Docker was easy to install on Arch, but I ran into a problem fairly quickly. I couldn’t find any images that were built for the ARM platform on the docker hub. This seemed like a good chance to try out building a docker image from scratch.
oestrich/arch-pi Dockerfile
FROM scratch
COPY . /
The arch-pi
image is the latest raspberry pi Arch tar.gz that is extracted into the same folder as the Dockerfile
. I use arch-chroot
on that folder to be able to remove a few packages first. This helps shrink the image considerably. I removed most of the firmware and kernels. Since docker uses the host kernel, this is OK to do.
oestrich/base-pi Dockerfile
FROM oestrich/arch-pi
MAINTAINER Eric Oestrich <eric@oestrich.org>
RUN pacman -Syu --noconfirm
RUN pacman -S --noconfirm \
base-devel \
libffi \
libyaml \
openssl \
zlib \
git
RUN git clone https://github.com/sstephenson/ruby-build.git
RUN cd ruby-build && ./install.sh
RUN ruby-build 2.2.0 /opt/ruby
ENV PATH $PATH:/opt/ruby/bin
This docker image installs everything needed to get ruby installed. Note that this will take a good hour or so to build. I did discover that the Raspberry Pi was quicker than the old t1.micro instance on AWS, go Raspberry Pi.
oestrich/base-pi-web Dockerfile
FROM oestrich/base-pi
MAINTAINER Eric Oestrich <eric@oestrich.org>
RUN pacman -Syu --noconfirm
RUN pacman -S --noconfirm \
libxml2 \
libxslt \
imagemagick \
openssl \
postgresql \
python2
RUN gem install bundler
RUN gem install foreman
RUN gem install libv8 --version 3.16.14.7
RUN gem install nokogiri --version 1.6.5
This docker image gets the base environment set for a rails app. Whatever system libraries are required and some base gems like bundler
and foreman
. I also installed libv8
and nokogiri
because together they take about 40 minutes to install. I used the --version
flag to install the exact version that bundler will install. This lets bundler simple use the installed gem, saving 40 minutes each time the Gemfile changes.
project/web Dockerfile
FROM oestrich/base-pi-web
MAINTAINER Eric Oestrich <eric@oestrich.org>
RUN mkdir -p /apps/project
ADD Gemfile* /apps/project/
WORKDIR /apps/project
RUN bundle -j4 --without development test
ADD . /apps/project
ADD .env.production /apps/project/.env
RUN . /apps/project/.env && bundle exec rake assets:precompile
CMD ["foreman", "start", "web"]
This last docker image installs a rails app.
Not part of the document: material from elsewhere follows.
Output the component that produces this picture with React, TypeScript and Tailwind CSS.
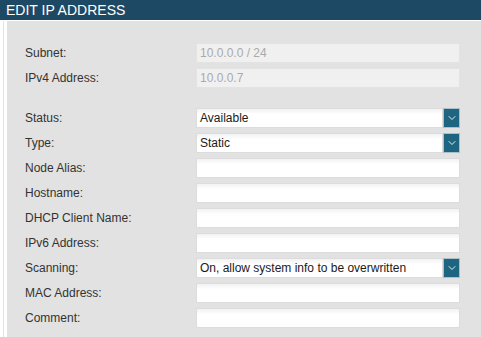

It copies over the Gemfile
and Gemfile.lock
into the container first to install gems. This way you only rebundle if your Gemfile
changes, saving time on each deploy. I also want to point out the -j4
option on the bundle. The Raspberry Pi 2 is quad core, so let’s use all the power available. Assets are compiled and then ends with a CMD
of foreman start web
.
An alternative to CMD
is to use ENTRYPOINT
:
ENTRYPOINT ["foreman", "start"]
This will let you use different foreman apps without having to build a separate image for each one.